Of note, each player went to a team that finished the prior season with a 2-14 record. Winston and Newton improved their teams’ win totals by four games while Luck improved his team’s win total by nine games (thanks to seven game-winning drives). Backing up their early success, Luck led the Colts to the 2015 AFC Championship Game in his third season while Newton led the Panthers to Super Bowl 50 in his fifth season. Winston certainly has his work cut out for him if he wants to keep their company.

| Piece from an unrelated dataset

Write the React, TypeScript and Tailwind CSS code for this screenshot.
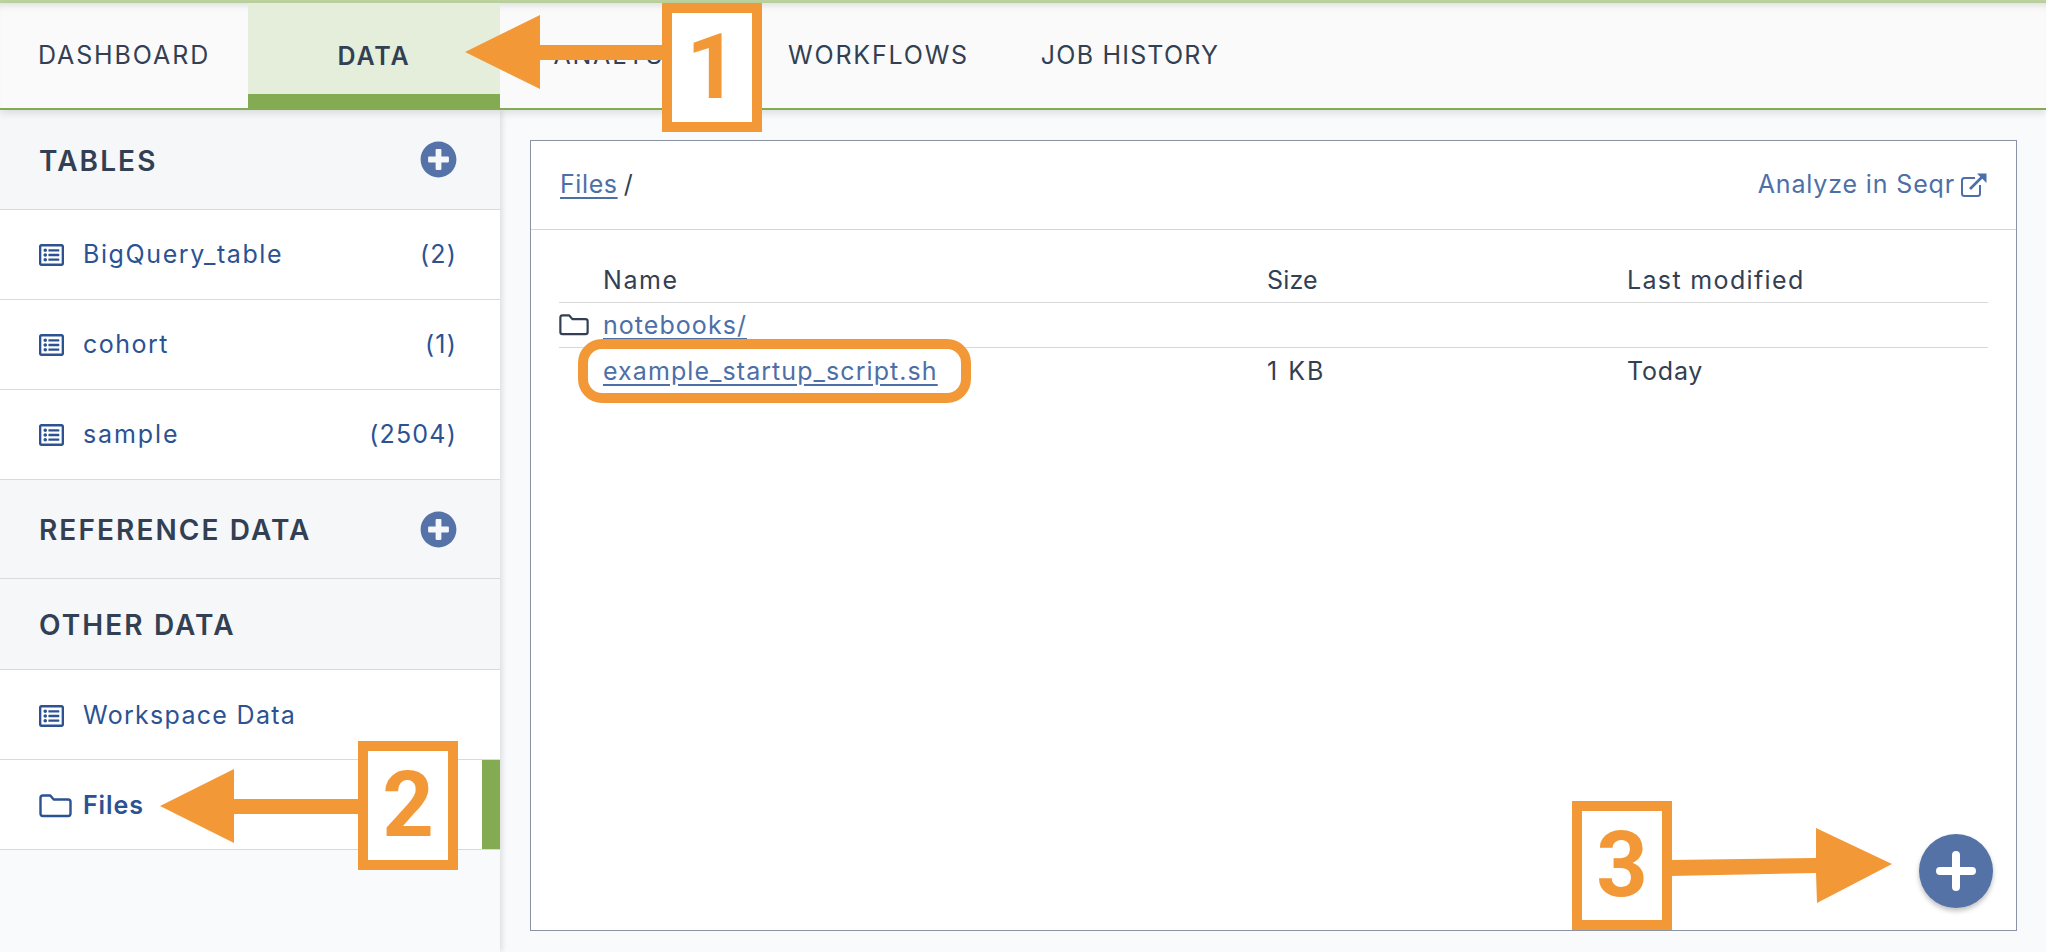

After watching Winston perform this season, I clearly underestimated him. In particular, I incorrectly questioned his selection as the #1 overall pick. However, before I give up on my dream of replacing Mel Kiper Jr someday, I’m comforted by the draft guru’s numerous misfires of his own.

For instance,  MKJ guaranteed that Clausen would be a great NFL quarterback. Specifically, he declared, “If Jimmy Clausen is not a successful quarterback in the NFL, I’m done. That’s it. I’m out.” Well, Kiper’s still around so he must think that Clausen succeeded. 

Perhaps I can ignore my downside projection for Winston just like Mel has ignored his assessment of Clausen. Sorry, now I’m sounding like a delusional, fast-talking politician. Instead, I’ll just admit my mistake and try to make up for it with better projections in the future.